— start Given records —

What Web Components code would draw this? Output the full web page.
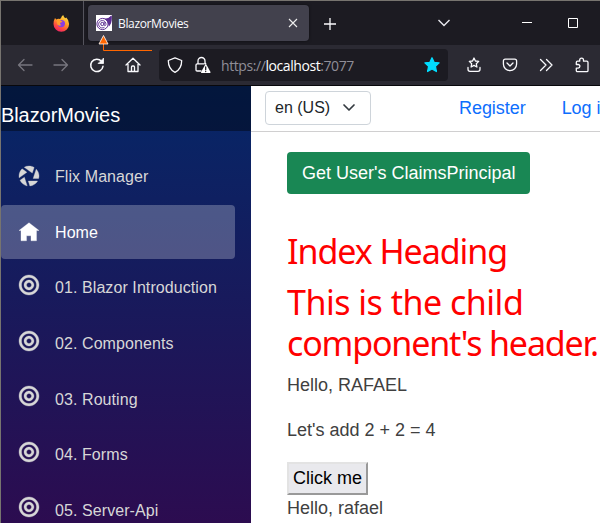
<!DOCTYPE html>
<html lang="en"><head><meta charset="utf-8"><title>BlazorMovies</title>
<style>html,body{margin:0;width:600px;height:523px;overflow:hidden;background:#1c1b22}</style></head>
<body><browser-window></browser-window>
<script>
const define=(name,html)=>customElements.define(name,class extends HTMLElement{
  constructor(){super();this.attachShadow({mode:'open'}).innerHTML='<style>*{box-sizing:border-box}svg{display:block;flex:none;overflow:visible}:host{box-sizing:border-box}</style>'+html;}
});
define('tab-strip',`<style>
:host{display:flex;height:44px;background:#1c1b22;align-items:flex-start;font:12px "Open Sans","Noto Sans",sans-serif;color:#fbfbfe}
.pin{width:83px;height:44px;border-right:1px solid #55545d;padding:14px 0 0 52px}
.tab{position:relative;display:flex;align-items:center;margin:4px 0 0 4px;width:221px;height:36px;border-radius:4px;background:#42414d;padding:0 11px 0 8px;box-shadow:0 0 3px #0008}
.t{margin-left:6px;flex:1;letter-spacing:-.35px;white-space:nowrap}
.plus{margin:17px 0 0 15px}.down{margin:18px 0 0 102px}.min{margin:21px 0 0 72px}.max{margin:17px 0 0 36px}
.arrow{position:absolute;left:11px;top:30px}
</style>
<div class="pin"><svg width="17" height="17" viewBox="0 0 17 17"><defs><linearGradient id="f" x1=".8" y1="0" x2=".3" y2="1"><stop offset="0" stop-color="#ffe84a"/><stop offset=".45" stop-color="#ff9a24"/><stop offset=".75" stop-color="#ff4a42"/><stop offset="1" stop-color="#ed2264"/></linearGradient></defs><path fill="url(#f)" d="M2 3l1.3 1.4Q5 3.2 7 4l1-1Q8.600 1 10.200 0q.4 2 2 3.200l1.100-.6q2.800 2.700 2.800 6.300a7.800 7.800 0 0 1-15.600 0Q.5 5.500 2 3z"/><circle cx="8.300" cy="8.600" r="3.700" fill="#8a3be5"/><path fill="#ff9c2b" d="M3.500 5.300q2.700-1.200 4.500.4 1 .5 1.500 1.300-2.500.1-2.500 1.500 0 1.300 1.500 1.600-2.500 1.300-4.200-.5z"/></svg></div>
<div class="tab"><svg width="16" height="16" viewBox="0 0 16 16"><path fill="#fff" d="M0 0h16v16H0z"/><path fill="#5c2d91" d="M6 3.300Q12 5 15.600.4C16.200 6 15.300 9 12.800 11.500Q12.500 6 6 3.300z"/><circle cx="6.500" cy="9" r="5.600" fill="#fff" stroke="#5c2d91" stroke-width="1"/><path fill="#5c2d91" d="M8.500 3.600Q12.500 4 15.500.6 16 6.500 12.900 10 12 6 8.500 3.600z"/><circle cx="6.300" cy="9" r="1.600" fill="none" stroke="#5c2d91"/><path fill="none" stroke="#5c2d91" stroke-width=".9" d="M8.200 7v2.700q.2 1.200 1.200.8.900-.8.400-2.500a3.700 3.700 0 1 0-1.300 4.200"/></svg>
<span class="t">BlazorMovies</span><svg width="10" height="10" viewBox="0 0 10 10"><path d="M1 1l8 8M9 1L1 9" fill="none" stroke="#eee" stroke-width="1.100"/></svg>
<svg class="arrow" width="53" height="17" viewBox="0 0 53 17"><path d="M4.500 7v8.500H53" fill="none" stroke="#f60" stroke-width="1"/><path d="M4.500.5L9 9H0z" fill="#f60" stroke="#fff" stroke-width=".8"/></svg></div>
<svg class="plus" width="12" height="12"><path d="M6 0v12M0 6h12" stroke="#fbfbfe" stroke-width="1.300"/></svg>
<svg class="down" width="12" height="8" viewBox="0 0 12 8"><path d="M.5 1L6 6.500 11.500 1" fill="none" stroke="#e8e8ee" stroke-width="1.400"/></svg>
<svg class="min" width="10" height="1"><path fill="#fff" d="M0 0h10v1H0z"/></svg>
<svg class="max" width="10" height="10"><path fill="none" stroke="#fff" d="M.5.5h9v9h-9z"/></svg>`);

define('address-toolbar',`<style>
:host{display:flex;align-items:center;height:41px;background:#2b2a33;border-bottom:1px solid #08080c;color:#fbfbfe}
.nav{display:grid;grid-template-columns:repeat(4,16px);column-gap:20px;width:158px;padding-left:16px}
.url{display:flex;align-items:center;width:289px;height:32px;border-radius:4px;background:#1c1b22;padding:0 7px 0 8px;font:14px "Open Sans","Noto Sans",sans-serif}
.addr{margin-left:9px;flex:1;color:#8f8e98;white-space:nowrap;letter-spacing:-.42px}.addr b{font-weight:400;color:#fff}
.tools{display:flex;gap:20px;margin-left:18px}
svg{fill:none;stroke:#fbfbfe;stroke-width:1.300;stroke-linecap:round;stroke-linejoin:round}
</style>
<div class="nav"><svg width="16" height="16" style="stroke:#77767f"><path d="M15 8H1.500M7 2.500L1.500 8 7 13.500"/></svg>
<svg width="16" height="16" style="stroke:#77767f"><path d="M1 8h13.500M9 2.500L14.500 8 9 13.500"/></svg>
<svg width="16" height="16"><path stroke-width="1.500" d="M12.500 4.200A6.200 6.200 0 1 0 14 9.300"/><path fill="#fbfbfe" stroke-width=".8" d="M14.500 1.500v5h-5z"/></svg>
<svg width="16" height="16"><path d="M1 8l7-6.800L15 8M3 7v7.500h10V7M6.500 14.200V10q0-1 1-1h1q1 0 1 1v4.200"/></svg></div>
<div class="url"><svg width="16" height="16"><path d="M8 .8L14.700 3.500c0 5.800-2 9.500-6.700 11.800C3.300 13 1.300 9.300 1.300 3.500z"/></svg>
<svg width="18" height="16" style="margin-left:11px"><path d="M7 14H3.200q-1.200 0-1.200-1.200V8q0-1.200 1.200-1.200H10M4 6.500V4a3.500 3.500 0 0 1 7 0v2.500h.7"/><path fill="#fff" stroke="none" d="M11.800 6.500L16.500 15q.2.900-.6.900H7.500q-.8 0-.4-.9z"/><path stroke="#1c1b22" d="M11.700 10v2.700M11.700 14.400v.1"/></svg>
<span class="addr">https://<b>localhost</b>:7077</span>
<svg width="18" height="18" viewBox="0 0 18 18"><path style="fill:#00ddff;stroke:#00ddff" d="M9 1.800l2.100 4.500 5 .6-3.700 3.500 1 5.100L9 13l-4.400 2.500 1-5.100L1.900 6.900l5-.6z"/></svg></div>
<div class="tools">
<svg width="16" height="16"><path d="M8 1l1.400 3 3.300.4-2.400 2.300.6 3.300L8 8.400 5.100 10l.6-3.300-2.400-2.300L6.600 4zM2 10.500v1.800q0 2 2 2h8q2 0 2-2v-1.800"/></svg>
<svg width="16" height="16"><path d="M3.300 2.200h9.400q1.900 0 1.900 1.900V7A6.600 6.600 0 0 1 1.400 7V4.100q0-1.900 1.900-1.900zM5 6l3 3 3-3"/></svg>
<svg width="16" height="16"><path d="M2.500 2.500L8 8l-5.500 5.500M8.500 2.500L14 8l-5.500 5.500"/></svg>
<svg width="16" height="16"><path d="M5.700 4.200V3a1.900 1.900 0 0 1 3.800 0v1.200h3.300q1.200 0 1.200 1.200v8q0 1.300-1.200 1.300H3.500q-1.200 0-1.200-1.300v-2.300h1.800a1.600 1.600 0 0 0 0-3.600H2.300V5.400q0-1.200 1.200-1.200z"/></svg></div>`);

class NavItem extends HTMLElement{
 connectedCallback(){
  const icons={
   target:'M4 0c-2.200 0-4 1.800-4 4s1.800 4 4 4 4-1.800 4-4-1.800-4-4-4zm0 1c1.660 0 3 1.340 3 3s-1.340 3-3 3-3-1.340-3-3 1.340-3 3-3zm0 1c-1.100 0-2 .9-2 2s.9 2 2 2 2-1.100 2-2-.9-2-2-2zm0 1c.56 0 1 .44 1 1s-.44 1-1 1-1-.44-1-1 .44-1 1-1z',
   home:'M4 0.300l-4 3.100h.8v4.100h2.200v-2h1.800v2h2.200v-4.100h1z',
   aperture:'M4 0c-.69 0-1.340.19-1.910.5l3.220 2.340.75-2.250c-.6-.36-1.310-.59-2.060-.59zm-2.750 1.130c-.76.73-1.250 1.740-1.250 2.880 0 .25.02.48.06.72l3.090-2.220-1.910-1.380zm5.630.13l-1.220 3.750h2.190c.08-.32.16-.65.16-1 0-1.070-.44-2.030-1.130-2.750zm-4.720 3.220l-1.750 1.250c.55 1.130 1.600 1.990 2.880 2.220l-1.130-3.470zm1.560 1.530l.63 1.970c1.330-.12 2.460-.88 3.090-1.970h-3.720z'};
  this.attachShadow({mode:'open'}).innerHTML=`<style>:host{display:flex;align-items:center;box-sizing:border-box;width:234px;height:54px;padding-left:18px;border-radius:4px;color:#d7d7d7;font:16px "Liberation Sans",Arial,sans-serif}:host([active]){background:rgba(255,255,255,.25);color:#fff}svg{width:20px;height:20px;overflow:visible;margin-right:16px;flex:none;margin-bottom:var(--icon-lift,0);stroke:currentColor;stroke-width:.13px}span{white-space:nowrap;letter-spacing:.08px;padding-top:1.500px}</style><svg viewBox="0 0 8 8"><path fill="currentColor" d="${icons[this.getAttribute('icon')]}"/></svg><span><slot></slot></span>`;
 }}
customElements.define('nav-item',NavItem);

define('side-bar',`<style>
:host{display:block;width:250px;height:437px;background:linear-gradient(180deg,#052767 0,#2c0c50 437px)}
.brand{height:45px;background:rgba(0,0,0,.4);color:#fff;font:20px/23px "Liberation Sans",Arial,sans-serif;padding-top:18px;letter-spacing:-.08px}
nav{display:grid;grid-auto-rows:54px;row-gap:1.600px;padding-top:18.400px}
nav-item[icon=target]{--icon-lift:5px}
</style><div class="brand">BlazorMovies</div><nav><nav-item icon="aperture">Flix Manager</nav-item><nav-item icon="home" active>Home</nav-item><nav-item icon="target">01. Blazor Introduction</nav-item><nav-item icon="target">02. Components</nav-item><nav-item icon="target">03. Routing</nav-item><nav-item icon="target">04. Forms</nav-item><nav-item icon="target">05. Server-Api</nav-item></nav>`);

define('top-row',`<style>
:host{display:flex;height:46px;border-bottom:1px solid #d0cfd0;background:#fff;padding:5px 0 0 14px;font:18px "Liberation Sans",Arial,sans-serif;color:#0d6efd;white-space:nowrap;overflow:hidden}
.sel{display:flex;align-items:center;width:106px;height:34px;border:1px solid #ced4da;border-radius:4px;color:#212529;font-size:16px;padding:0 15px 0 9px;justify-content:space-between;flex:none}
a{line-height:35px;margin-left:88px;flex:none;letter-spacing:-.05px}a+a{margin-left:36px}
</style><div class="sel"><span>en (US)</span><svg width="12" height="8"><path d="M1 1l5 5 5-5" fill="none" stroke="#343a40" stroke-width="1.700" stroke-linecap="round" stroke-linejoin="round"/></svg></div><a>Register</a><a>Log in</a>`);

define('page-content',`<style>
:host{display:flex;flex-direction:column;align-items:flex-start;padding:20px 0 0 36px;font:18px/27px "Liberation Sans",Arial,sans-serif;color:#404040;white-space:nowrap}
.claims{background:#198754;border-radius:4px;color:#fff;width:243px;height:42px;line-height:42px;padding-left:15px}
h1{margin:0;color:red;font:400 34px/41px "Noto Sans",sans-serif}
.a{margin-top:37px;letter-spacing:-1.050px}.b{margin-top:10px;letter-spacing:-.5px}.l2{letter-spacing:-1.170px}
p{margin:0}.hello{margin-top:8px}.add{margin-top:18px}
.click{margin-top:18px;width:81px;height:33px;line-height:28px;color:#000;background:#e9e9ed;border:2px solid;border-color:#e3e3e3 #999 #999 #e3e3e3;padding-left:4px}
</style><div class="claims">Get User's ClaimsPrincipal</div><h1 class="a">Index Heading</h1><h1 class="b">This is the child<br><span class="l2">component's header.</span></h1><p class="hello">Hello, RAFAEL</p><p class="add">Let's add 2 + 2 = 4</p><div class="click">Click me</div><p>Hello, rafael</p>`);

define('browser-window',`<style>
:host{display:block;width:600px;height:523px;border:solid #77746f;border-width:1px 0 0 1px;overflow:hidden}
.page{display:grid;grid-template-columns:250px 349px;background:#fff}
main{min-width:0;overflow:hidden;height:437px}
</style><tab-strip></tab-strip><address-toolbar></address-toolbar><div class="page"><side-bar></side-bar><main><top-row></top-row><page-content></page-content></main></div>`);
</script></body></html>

— end Given records —
— start Given records —

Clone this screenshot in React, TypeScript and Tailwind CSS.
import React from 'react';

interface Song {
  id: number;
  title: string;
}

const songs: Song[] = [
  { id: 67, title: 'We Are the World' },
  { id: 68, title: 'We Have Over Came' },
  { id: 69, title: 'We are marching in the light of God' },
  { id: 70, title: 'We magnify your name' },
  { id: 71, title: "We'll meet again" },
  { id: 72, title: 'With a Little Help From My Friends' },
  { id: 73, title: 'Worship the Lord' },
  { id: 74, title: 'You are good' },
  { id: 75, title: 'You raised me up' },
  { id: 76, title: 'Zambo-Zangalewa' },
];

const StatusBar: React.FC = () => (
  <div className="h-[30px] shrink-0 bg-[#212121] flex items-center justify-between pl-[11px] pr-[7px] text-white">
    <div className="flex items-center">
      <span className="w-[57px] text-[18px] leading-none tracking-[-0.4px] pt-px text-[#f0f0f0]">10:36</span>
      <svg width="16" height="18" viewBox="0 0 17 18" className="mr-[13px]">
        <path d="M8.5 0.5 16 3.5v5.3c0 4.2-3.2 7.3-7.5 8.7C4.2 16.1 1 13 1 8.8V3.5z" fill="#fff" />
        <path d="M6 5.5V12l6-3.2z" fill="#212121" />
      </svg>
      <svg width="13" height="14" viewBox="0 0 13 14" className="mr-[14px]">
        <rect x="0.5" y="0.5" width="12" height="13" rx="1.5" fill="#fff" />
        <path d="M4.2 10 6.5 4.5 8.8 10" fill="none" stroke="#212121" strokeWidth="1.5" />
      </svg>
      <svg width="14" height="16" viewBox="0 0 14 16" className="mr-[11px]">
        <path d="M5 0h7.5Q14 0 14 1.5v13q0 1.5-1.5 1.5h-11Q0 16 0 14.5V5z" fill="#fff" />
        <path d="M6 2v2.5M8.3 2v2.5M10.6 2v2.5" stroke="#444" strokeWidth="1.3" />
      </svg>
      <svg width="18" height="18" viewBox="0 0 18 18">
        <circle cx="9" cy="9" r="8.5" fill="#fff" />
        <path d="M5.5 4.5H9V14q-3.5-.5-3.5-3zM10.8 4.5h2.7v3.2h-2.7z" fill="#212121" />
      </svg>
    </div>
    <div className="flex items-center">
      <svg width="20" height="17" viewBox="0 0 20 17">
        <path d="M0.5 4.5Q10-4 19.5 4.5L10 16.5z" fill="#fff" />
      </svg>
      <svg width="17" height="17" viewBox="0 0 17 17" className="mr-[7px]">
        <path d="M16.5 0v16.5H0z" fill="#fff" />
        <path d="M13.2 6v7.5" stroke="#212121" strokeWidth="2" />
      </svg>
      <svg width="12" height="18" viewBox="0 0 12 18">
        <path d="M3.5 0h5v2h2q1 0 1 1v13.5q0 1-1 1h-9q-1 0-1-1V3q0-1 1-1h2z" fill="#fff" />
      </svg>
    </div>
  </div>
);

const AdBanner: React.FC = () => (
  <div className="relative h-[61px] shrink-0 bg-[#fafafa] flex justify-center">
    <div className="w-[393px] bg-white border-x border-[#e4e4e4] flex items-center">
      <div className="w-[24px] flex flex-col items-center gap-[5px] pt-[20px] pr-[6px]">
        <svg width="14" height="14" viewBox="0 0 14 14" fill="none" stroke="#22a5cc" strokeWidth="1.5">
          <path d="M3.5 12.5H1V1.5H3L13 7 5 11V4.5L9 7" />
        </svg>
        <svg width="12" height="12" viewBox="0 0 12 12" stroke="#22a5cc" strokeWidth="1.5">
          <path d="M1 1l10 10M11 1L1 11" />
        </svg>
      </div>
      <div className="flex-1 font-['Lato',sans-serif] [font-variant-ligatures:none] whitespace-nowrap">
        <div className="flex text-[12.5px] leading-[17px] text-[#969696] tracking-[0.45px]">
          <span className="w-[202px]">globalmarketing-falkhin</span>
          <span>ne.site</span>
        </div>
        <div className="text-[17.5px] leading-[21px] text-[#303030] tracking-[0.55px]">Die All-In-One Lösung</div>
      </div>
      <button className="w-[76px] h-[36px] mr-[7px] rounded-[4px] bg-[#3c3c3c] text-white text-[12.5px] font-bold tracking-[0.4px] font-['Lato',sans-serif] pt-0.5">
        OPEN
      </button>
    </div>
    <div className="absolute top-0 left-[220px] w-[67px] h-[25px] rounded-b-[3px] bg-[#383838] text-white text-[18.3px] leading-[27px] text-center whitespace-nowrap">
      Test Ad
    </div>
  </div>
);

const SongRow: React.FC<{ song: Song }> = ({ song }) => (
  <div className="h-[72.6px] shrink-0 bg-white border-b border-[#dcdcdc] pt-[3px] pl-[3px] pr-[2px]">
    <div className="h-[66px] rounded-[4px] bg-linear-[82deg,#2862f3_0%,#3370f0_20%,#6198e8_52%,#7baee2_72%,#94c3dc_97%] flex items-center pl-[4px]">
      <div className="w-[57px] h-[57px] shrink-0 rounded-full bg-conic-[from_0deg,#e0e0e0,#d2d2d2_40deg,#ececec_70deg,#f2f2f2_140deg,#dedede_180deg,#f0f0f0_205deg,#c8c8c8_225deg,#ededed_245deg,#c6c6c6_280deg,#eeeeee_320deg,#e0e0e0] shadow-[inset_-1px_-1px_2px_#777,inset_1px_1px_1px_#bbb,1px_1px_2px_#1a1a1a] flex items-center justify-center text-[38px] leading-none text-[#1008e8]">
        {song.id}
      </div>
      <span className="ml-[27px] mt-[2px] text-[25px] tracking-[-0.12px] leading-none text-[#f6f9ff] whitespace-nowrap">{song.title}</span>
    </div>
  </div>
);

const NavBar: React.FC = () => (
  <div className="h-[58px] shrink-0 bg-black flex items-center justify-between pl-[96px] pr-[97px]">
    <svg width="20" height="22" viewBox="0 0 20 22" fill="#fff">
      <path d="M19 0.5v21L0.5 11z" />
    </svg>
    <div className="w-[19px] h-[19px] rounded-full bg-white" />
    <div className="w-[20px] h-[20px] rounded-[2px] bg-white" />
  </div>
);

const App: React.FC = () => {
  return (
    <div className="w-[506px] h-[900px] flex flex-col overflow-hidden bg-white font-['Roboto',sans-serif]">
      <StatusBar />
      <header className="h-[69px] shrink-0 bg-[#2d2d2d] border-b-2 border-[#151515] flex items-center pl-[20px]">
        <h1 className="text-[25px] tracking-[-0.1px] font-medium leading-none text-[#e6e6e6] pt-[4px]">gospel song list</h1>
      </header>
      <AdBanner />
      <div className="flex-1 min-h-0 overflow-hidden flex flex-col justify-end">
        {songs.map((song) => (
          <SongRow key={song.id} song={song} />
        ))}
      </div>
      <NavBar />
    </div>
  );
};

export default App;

— end Given records —

| Goal |
From the data above, gather every line that includes the word "React".

| Response |
Clone this screenshot in React, TypeScript and Tailwind CSS.
import React from 'react';
const StatusBar: React.FC = () => (
const AdBanner: React.FC = () => (
const SongRow: React.FC<{ song: Song }> = ({ song }) => (
const NavBar: React.FC = () => (
const App: React.FC = () => {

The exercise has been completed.